Pastillas de Leche
User Reviews
4.8
Pastillas de Leche
Description
Pastillas de Leche involves cooking fresh whole milk with sugar over low heat until the mixture thickens into a paste. Adding powdered milk and butter enriches the flavor and helps form a smooth, pliable dough. The lime or calamansi zest introduces a faint citrus aroma that balances the sweetness. After thickening, the mixture is cooled slightly before being divided and shaped into small logs. These are then rolled in granulated sugar for a crunchy exterior coating. The candy’s texture is soft but holds shape well, providing a pleasant contrast between the creamy center and sugary crust.
This confection is often wrapped individually in delicate paper, making it a common gift or festive treat. Its milky richness and mild citrus accent make it an enjoyable snack alongside tea or as a simple dessert. The preparation requires patience during the slow reduction stage but results in a distinctive milk candy uniquely suited to those who appreciate traditional dairy sweets with a subtle twist.
When the mixture is too soft or sticky to handle, chilling for a few minutes can help firm it up for easier shaping. Rolling the pastillas in sugar immediately after shaping helps prevent sticking and adds texture. Using fresh whole milk or carabao milk affects richness and flavor, so choosing according to preference is recommended.
Ingredients
- 5 cups milk fresh, carabao or whole cow's milk
- 1 cup sugar
- ½ teaspoon lime zest or calamansi zest
- 2 tablespoons butter
- ¾ cup powdered milk full cream
Instructions
- In a wide, nonstick skillet over low heat, combine milk and ⅔ cup of the sugar, and stir until sugar is dissolved.
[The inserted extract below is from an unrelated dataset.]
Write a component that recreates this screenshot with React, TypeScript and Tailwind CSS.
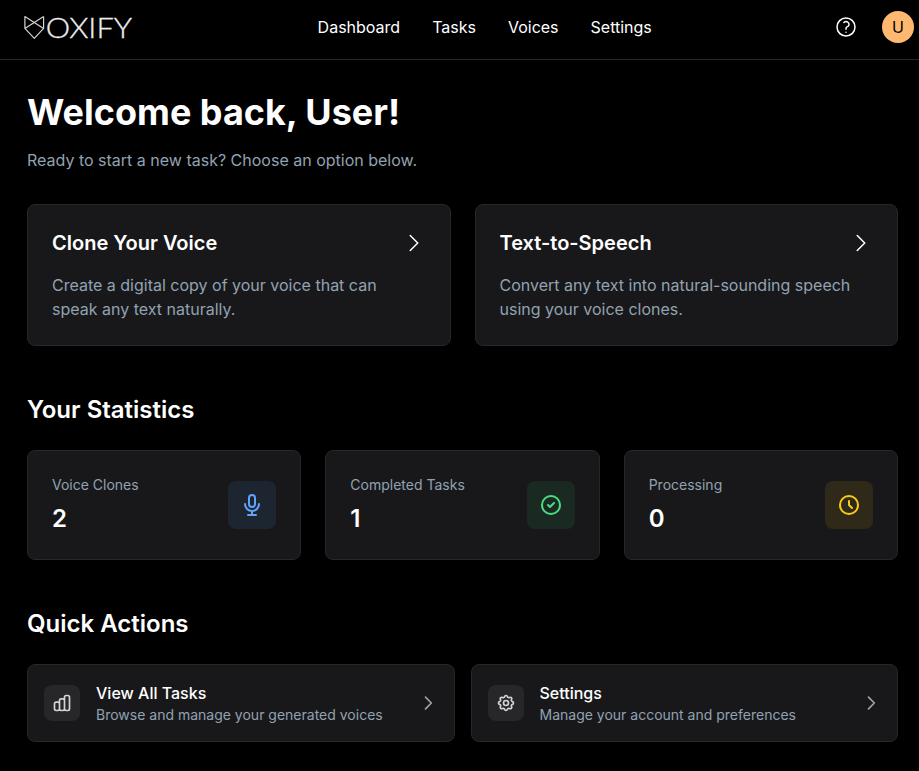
import React from "react";

type IconProps = { d: string | string[]; className?: string; strokeWidth?: number };

function Icon({ d, className = "size-6", strokeWidth = 2 }: IconProps) {
  const paths = Array.isArray(d) ? d : [d];
  return (
    <svg
      className={`shrink-0 ${className}`}
      viewBox="0 0 24 24"
      fill="none"
      stroke="currentColor"
      strokeWidth={strokeWidth}
      strokeLinecap="round"
      strokeLinejoin="round"
      aria-hidden="true"
    >
      {paths.map((p) => (
        <path key={p} d={p} />
      ))}
    </svg>
  );
}

const icons = {
  help: "M9.879 7.519c1.171-1.025 3.071-1.025 4.242 0 1.172 1.025 1.172 2.687 0 3.712-.203.179-.43.326-.67.442-.745.361-1.45.999-1.45 1.827v.75M21 12a9 9 0 1 1-18 0 9 9 0 0 1 18 0Zm-9 5.25h.008v.008H12v-.008Z",
  chevronWide: "M8.25 4.5l7.5 7.5-7.5 7.5",
  chevron: "M9 5l7 7-7 7",
  mic: "M19 11a7 7 0 01-7 7m0 0a7 7 0 01-7-7m7 7v4m0 0H8m4 0h4m-4-8a3 3 0 01-3-3V5a3 3 0 116 0v6a3 3 0 01-3 3z",
  check: "M9 12l2 2 4-4m6 2a9 9 0 11-18 0 9 9 0 0118 0z",
  clock: "M12 8v4l3 3m6-3a9 9 0 11-18 0 9 9 0 0118 0z",
  chart:
    "M9 19v-6a2 2 0 00-2-2H5a2 2 0 00-2 2v6a2 2 0 002 2h2a2 2 0 002-2zm0 0V9a2 2 0 012-2h2a2 2 0 012 2v10m-6 0a2 2 0 002 2h2a2 2 0 002-2m0 0V5a2 2 0 012-2h2a2 2 0 012 2v14a2 2 0 01-2 2h-2a2 2 0 01-2-2z",
  cog: [
    "M10.325 4.317c.426-1.756 2.924-1.756 3.35 0a1.724 1.724 0 002.573 1.066c1.543-.94 3.31.826 2.37 2.37a1.724 1.724 0 001.065 2.572c1.756.426 1.756 2.924 0 3.35a1.724 1.724 0 00-1.066 2.573c.94 1.543-.826 3.31-2.37 2.37a1.724 1.724 0 00-2.572 1.065c-.426 1.756-2.924 1.756-3.35 0a1.724 1.724 0 00-2.573-1.066c-1.543.94-3.31-.826-2.37-2.37a1.724 1.724 0 00-1.065-2.572c-1.756-.426-1.756-2.924 0-3.35a1.724 1.724 0 001.066-2.573c-.94-1.543.826-3.31 2.37-2.37.996.608 2.296.07 2.572-1.065z",
    "M15 12a3 3 0 11-6 0 3 3 0 016 0z",
  ],
};

const card = "rounded-lg border border-[#27272a] bg-[#18181b]";

const options = [
  { title: "Clone Your Voice", text: "Create a digital copy of your voice that can speak any text naturally." },
  { title: "Text-to-Speech", text: "Convert any text into natural-sounding speech using your voice clones." },
];

const stats = [
  { label: "Voice Clones", value: 2, icon: icons.mic, tone: "bg-[#1d2531] text-[#60a5fa]" },
  { label: "Completed Tasks", value: 1, icon: icons.check, tone: "bg-[#1a2a22] text-[#4ade80]" },
  { label: "Processing", value: 0, icon: icons.clock, tone: "bg-[#2f291a] text-[#facc15]" },
];

const actions = [
  { title: "View All Tasks", text: "Browse and manage your generated voices", icon: icons.chart },
  { title: "Settings", text: "Manage your account and preferences", icon: icons.cog },
];

function Logo() {
  return (
    <div className="flex w-[294px] items-center pl-6">
      <svg className="h-[26px] w-[21px] shrink-0" viewBox="0 0 21 26" fill="none" stroke="#d4d4d4" strokeWidth="1.2" strokeLinejoin="round" aria-hidden="true">
        <path d="M.9 2.6 19.6 14.4 10.3 24.3.9 14.4ZM19.6 2.6.9 14.4M19.6 2.6V14.4" />
      </svg>
      <svg className="h-9 w-[92px] shrink-0 overflow-visible" viewBox="0 0 92 36" aria-label="OXIFY">
        <text
          x="0.7"
          y="28.7"
          textLength="86.4"
          lengthAdjust="spacingAndGlyphs"
          className="fill-[#ededed] stroke-[#ededed] stroke-[0.3] font-['Lato',sans-serif] text-[27px] font-light"
        >
          OXIFY
        </text>
      </svg>
    </div>
  );
}

export default function App() {
  return (
    <div className="h-[771px] overflow-hidden bg-black font-['Inter','Liberation_Sans',sans-serif] text-white">
      <header className="flex h-[60px] items-center border-b border-[#27272a] pr-[5px] pb-[5px]">
        <Logo />
        <nav className="ml-[23.6px] flex gap-8 text-base font-[440]">
          {["Dashboard", "Tasks", "Voices", "Settings"].map((n) => (
            <a key={n}>{n}</a>
          ))}
        </nav>
        <div className="ml-auto flex items-center gap-6">
          <Icon d={icons.help} strokeWidth={1.5} />
          <div className="flex size-8 items-center justify-center rounded-full bg-[#ffb870] text-base text-black">U</div>
        </div>
      </header>

      <main className="pt-8 pr-[21px] pl-[27px]">
        <h1 className="mb-4 text-4xl font-bold">Welcome back, User!</h1>
        <p className="mb-8 text-[#92a2b0]">Ready to start a new task? Choose an option below.</p>

        <section className="mb-12 grid grid-cols-2 gap-6">
          {options.map((o) => (
            <div key={o.title} className={`${card} p-6`}>
              <div className="mb-4 flex items-center justify-between">
                <h2 className="text-xl font-semibold">{o.title}</h2>
                <Icon d={icons.chevronWide} strokeWidth={1.5} />
              </div>
              <p className="text-[#92a2b0]">{o.text}</p>
            </div>
          ))}
        </section>

        <section className="mb-12">
          <h2 className="mb-6 text-2xl font-semibold">Your Statistics</h2>
          <div className="grid grid-cols-3 gap-6">
            {stats.map((s) => (
              <div key={s.label} className={`${card} flex items-center justify-between p-6`}>
                <div>
                  <p className="mb-2 text-sm text-[#92a2b0]">{s.label}</p>
                  <p className="text-2xl font-semibold">{s.value}</p>
                </div>
                <div className={`flex size-12 items-center justify-center rounded-lg ${s.tone}`}>
                  <Icon d={s.icon} />
                </div>
              </div>
            ))}
          </div>
        </section>

        <section>
          <h2 className="mb-6 text-2xl font-semibold">Quick Actions</h2>
          <div className="grid grid-cols-2 gap-4">
            {actions.map((a) => (
              <div key={a.title} className={`${card} flex items-center gap-4 p-4`}>
                <div className="rounded-lg bg-[#27272a] p-2 text-[#d4d4d8]">
                  <Icon d={a.icon} className="size-5" />
                </div>
                <div className="flex-1">
                  <h3 className="font-medium">{a.title}</h3>
                  <p className="text-sm text-[#92a2b0]">{a.text}</p>
                </div>
                <Icon d={icons.chevron} className="size-5 text-[#a1a1aa]" />
              </div>
            ))}
          </div>
        </section>
      </main>
    </div>
  );
}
- Cook, regularly stirring and scraping sides and bottom of the pan, for about 1 to 1 ½ hours or until milk is reduced and mixture turns into a thin paste.
- Add lime zest and stir to combine.
- Add butter and powdered milk and stir until smooth and well combined.
- Continue to cook for about 3 to 5 minutes or until the mixture begins to pull from sides of the pan and turns into a soft dough.
- Transfer mixture into a lightly oiled plate and allow to cool to touch.
- Divide mixture into about 40 portions and roll each portion into logs of about 1-inch long.
- Roll pastillas in the remaining ⅓ cup sugar until fully coated.
- Wrap individually in Japanese paper.
Notes
- Chill the milk mixture briefly if it feels too soft to handle for rolling into logs.
- Using fresh whole or carabao milk adds richness to the candy.
- Rolling the shaped pastillas immediately in sugar creates the classic crunchy coating.
Nutrition Information
Show DetailsNutrition Facts
Serving: 40Pieces
Amount Per Serving
Calories 55 kcal
% Daily Value*
| Calories | 55kcal | 3% |
| Carbohydrates | 7g | 2% |
| Protein | 2g | 4% |
| Fat | 2g | 3% |
| Saturated Fat | 1g | 5% |
| Cholesterol | 7mg | 2% |
| Sodium | 27mg | 1% |
| Potassium | 72mg | 2% |
| Sugar | 7g | 14% |
| Vitamin A | 89IU | 2% |
| Vitamin C | 1mg | 1% |
| Calcium | 56mg | 6% |
| Iron | 1mg | 6% |
* Percent Daily Values are based on a 2,000 calorie diet.